Palin herself framed her selection in historic terms yesterday, noting it came "88 years almost to the day after the women of America first gained the right to vote," and she seemed to go out of her way to pay homage to Clinton, while declaring that she would carry on her quest to become the first woman elected to national office.

"It was rightly noted in Denver this week that Hillary left 18 million cracks in the highest, hardest glass ceiling in America," she told the crowd. "But it turns out the women of America aren't finished yet, and we can shatter that glass ceiling once and for all."
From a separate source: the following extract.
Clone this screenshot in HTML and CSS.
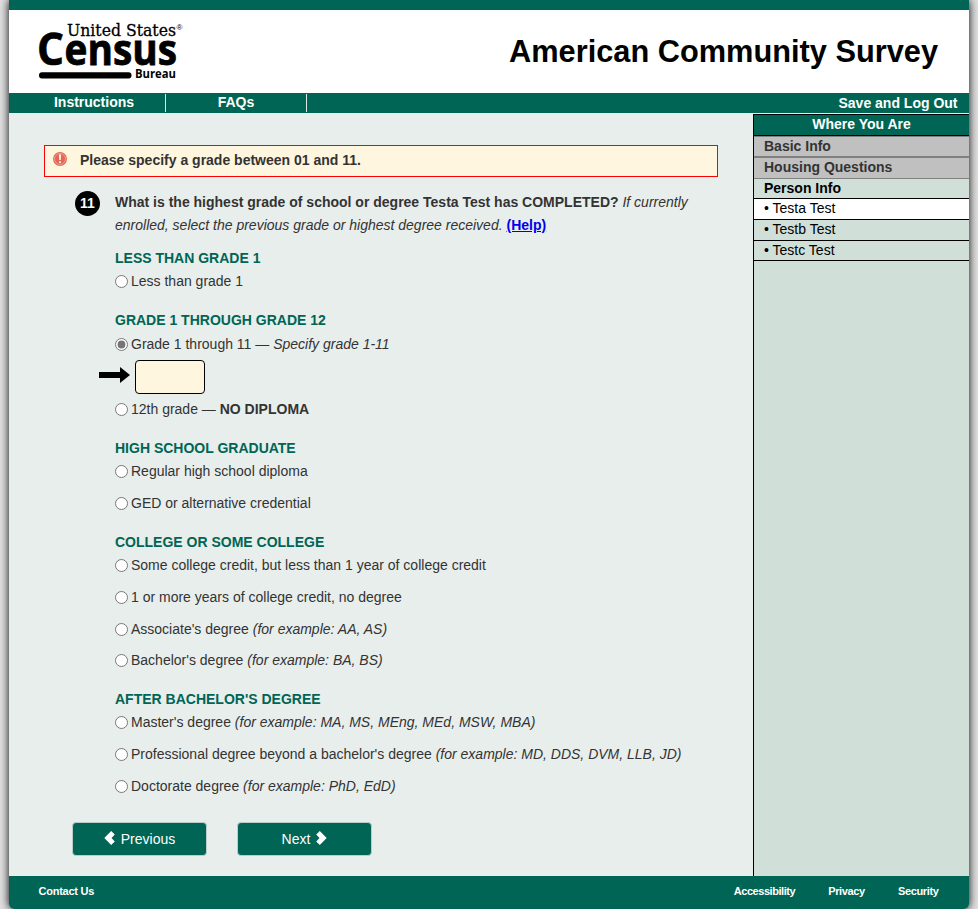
FILE: index.html
```html
<!DOCTYPE html>
<html lang="en">
<head>
<meta charset="utf-8">
<title>American Community Survey</title>
<link rel="stylesheet" href="styles.css">
</head>
<body>
<div class="page">
  <header class="header">
    <svg class="logo" width="148" height="60" viewBox="0 0 148 60" role="img" aria-label="United States Census Bureau">
      <text class="logo-us" x="29" y="13.8" textLength="109" lengthAdjust="spacingAndGlyphs">United States</text>
      <text class="logo-reg" x="138.5" y="8">®</text>
      <text class="logo-census" x="-1" y="43" textLength="27" lengthAdjust="spacingAndGlyphs">C</text>
      <text class="logo-ensus" x="26.5" y="43" textLength="112.5" lengthAdjust="spacingAndGlyphs">ensus</text>
      <rect x="1" y="50.2" width="92.5" height="6.4" rx="3"/>
      <text class="logo-bureau" x="97" y="56.3" textLength="41" lengthAdjust="spacingAndGlyphs">Bureau</text>
    </svg>
    <h1>American Community Survey</h1>
  </header>
  <nav class="nav">
    <a class="tab first">Instructions</a><a class="tab">FAQs</a><a class="logout">Save and Log Out</a>
  </nav>
  <div class="body">
    <main class="main">
      <div class="alert">
        <svg width="16" height="16" viewBox="0 0 16 16"><circle cx="8" cy="8" r="7" fill="#e36755"/><circle cx="8" cy="8" r="5.5" fill="none" stroke="#f0a093" stroke-width="1"/><path d="M7 3.5h2L8.7 9H7.3zM7.1 10.2h1.8v1.8H7.1z" fill="#fff"/></svg>
        <strong>Please specify a grade between 01 and 11.</strong>
      </div>
      <div class="question">
        <span class="number">11</span>
        <div class="content">
          <p class="prompt"><strong>What is the highest grade of school or degree Testa Test has COMPLETED?</strong> <em>If currently<br>enrolled, select the previous grade or highest degree received.</em> <a class="help" href="#">(Help)</a></p>
          <section class="group"><h2>LESS THAN GRADE 1</h2>
            <label><input type="radio" name="g"><span>Less than grade 1</span></label>
          </section>
          <section class="group"><h2>GRADE 1 THROUGH GRADE 12</h2>
            <label><input type="radio" name="g" checked><span>Grade 1 through 11 — <em>Specify grade 1-11</em></span></label>
            <div class="specify">
              <svg width="31" height="16" viewBox="0 0 31 16"><path d="M0 5h21V0l10 8-10 8v-5H0z"/></svg>
              <input type="text" class="grade" aria-label="Grade">
            </div>
            <label class="after"><input type="radio" name="g"><span>12th grade — <b>NO DIPLOMA</b></span></label>
          </section>
          <section class="group"><h2>HIGH SCHOOL GRADUATE</h2>
            <label><input type="radio" name="g"><span>Regular high school diploma</span></label>
            <label><input type="radio" name="g"><span>GED or alternative credential</span></label>
          </section>
          <section class="group"><h2>COLLEGE OR SOME COLLEGE</h2>
            <label><input type="radio" name="g"><span>Some college credit, but less than 1 year of college credit</span></label>
            <label><input type="radio" name="g"><span>1 or more years of college credit, no degree</span></label>
            <label><input type="radio" name="g"><span>Associate's degree <em>(for example: AA, AS)</em></span></label>
            <label class="tight"><input type="radio" name="g"><span>Bachelor's degree <em>(for example: BA, BS)</em></span></label>
          </section>
          <section class="group"><h2>AFTER BACHELOR'S DEGREE</h2>
            <label><input type="radio" name="g"><span>Master's degree <em>(for example: MA, MS, MEng, MEd, MSW, MBA)</em></span></label>
            <label><input type="radio" name="g"><span>Professional degree beyond a bachelor's degree <em>(for example: MD, DDS, DVM, LLB, JD)</em></span></label>
            <label><input type="radio" name="g"><span>Doctorate degree <em>(for example: PhD, EdD)</em></span></label>
          </section>
        </div>
      </div>
      <div class="buttons">
        <button><svg width="11" height="14" viewBox="0 0 11 14"><path d="M7.2 0 10.8 3.5 7.5 7l3.3 3.5L7.2 14 .3 7z" fill="#fff"/></svg><span>Previous</span></button>
        <button><span>Next</span><svg width="11" height="14" viewBox="0 0 11 14"><path d="M3.8 0 .2 3.5 3.5 7 .2 10.5 3.8 14l6.9-7z" fill="#fff"/></svg></button>
      </div>
    </main>
    <aside class="side">
      <div class="side-title">Where You Are</div>
      <div class="done">Basic Info</div>
      <div class="done">Housing Questions</div>
      <div class="current">Person Info</div>
      <div class="person active">• Testa Test</div>
      <div class="person">• Testb Test</div>
      <div class="person last">• Testc Test</div>
    </aside>
  </div>
  <footer class="footer">
    <a class="contact">Contact Us</a><a class="access">Accessibility</a><a>Privacy</a><a>Security</a>
  </footer>
</div>
</body>
</html>
```
FILE: styles.css
```css
* { box-sizing: border-box; }
html { height: 909px; overflow: hidden; background: #e1e1e1; }
body { margin: 0; font: 14px/20px "Liberation Sans", Arial, sans-serif; color: #333; }
.page { width: 960px; height: 909px; margin-left: 9px; display: flex; flex-direction: column; background: #e8eeec; border-radius: 0 0 5px 5px; box-shadow: 0 0 10px #000; overflow: hidden; }
.header { height: 93px; border-top: 10px solid #006554; background: #fff; display: flex; justify-content: space-between; padding: 12px 31px 0 29px; flex: none; }
.logo { overflow: visible; }
.logo-us { font: 17px "DejaVu Serif", serif; stroke: #000; stroke-width: .3px; }
.logo-reg { font: 8px "Liberation Sans", sans-serif; }
.logo-census { font: bold 45px "Open Sans", sans-serif; stroke: #000; stroke-width: .7px; }
.logo-ensus { font: bold 43.5px "Open Sans", sans-serif; stroke: #000; stroke-width: .8px; }
.logo-bureau { font: bold 13px "Open Sans", sans-serif; }
h1 { margin: 12px 0 0; font-size: 30.75px; line-height: 36px; color: #000; white-space: nowrap; }
.nav { height: 20px; flex: none; background: #006554; color: #fff; font-weight: bold; display: flex; line-height: 18px; }
.tab { width: 141px; height: 18px; margin-top: 1px; border-right: 1px solid #dce8e4; text-align: center; line-height: 17px; }
.tab.first { width: 157px; padding-left: 14px; }
.logout { margin: 1px 11.5px 0 auto; line-height: 19px; }
.body { height: 763px; flex: none; display: flex; }
.main { width: 744px; padding: 32px 0 0 35px; }
.alert { width: 674px; height: 32px; border: 1px solid #f00; background: #fff6df; display: flex; padding: 5px 0 0 7px; gap: 12px; line-height: 19px; }
.question { display: flex; margin-top: 14px; padding-left: 31px; }
.number { width: 25px; height: 25px; border-radius: 50%; background: #000; color: #fff; font-weight: bold; text-align: center; line-height: 25px; margin-right: 15px; flex: none; }
.content { white-space: nowrap; }
.prompt { margin: 0; line-height: 23px; }
.help { font-weight: bold; color: #00e; }
.group { margin-top: 19px; }
.prompt + .group { margin-top: 11px; }
h2 { font-size: 14px; line-height: 20px; margin: 0 0 3px; color: #006554; }
.group:nth-of-type(2) h2 { margin-bottom: 4px; }
label { display: flex; align-items: center; height: 20px; }
label + label { margin-top: 12px; }
label + label.tight { margin-top: 11px; }
label input { width: 13px; height: 13px; margin: 1px 3px 0 0; accent-color: #767676; }
.specify { display: flex; align-items: center; margin: 6px 0 0 -16px; height: 34px; gap: 5px; }
.specify svg { position: relative; top: -2px; }
.grade { width: 70px; height: 34px; border: 1px solid #000; border-radius: 4px; background: #fff6df; padding: 6px; }
.after { margin-top: 5px; }
.buttons { display: flex; gap: 30px; margin: 26px 0 0 28px; }
button { width: 135px; height: 34px; border: 1px solid #b9ceca; border-radius: 4px; background: #006554; color: #fff; font: 14px "Liberation Sans", Arial, sans-serif; display: flex; align-items: center; justify-content: center; gap: 6px; padding: 0; }
button svg { position: relative; top: -1px; }
.side { width: 216px; margin-top: 1px; border-left: 1px solid #000; background: #d0dfd8; color: #000; }
.side-title { height: 22px; border: solid #000; border-width: 1px 0; background: #006554; color: #fff; font-weight: bold; text-align: center; line-height: 19px; }
.done, .current { height: 21px; padding-left: 10px; font-weight: bold; }
.done { background: #c0c0c0; color: #333; border-top: 1px solid #808080; border-bottom: 1px solid #808080; line-height: 19px; }
.done + .done { height: 22px; }
.current { height: 20px; border-bottom: 1px solid #000; line-height: 18px; }
.person { height: 21px; padding-left: 10px; border-bottom: 1px solid #000; line-height: 19px; }
.last { height: 20px; }
.active { background: #fff; }
.footer { flex: 1; background: #006554; color: #fff; font-size: 11px; font-weight: bold; line-height: 30px; letter-spacing: -.35px; display: flex; gap: 33px; padding: 0 30.5px 0 29.5px; }
.contact { margin-right: auto; letter-spacing: -.25px; }
.access { letter-spacing: -.45px; }
```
For one former Clinton supporter at least, the message hit home, and she said she will be voting for McCain. Sherry Morrison, 46, a medical billing executive who lives in Roanoke called Palin's speech "a wink and a nod to the Hillary supporters. It was, 'Hey, if the Democrats are too stupid to break that glass ceiling, we will do it for them.' "

Staff writer Krissah Williams Thompson and polling analyst Jennifer Agiesta contributed to this report.